The stop loss could be tightly placed above the 50-SMA, leading to a reasonable risk-reward setup.
We would take profit at the first signs of the next pullback. Usually, the TP range could be between 30 pips to 60 pips.
Which moving average is better for trading?
We cannot label one MA as better than the other, as their suitability varies with every traders’ trading style and approach. The primary difference between the two MAs is their reaction time to the price fluctuations.
The EMA swiftly reacts to the price variation and assists the traders in detecting changing trends timely. However, EMAs can provide false signals on the slight price bump.
On the other hand, traders who use an SMA can engage in steady trades with no interference from temporary market swings. But, at other times, SMA comes out late in pointing to a trend shift that could result in significant losses.

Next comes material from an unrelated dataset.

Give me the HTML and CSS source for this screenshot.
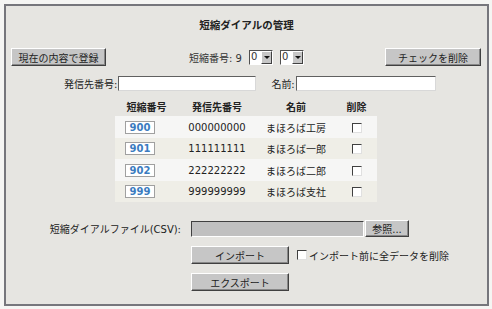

Generally, long-term traders prefer SMA as they display relatively stable price data. In contrast, short-term traders usually favor EMA as this dynamic average quickly notifies the shifting market conditions.
Pros and cons
|Worth to use||Worth to getaway|
|MAs provide a good idea about the potential support and resistance areas of price trends.||MAs become futile in ranging or indecisive market.|
|MAs continuously update and keep incorporating new price data.||MAs do not timely respond to any critical news or announcement that causes sudden price volatility.|
|Most traders utilize MAs as additional confirmation indicators with other advanced techniques.||Various MA cross-overs are momentary, which could be a fake trend-shifting signal to traders.|
Moving averages are among the most common technical indicators that could provide straightforward and profitable trading setups. Moreover, some traders combine other advanced strategies with these dynamic averages to maximize their success chances.
Nonetheless, similar to all technical indicators, MAs are lagging and only represent previous price behavior. But a skillful and proficient trader can efficiently forecast future price direction through this simple indicator or by combining it with other tools.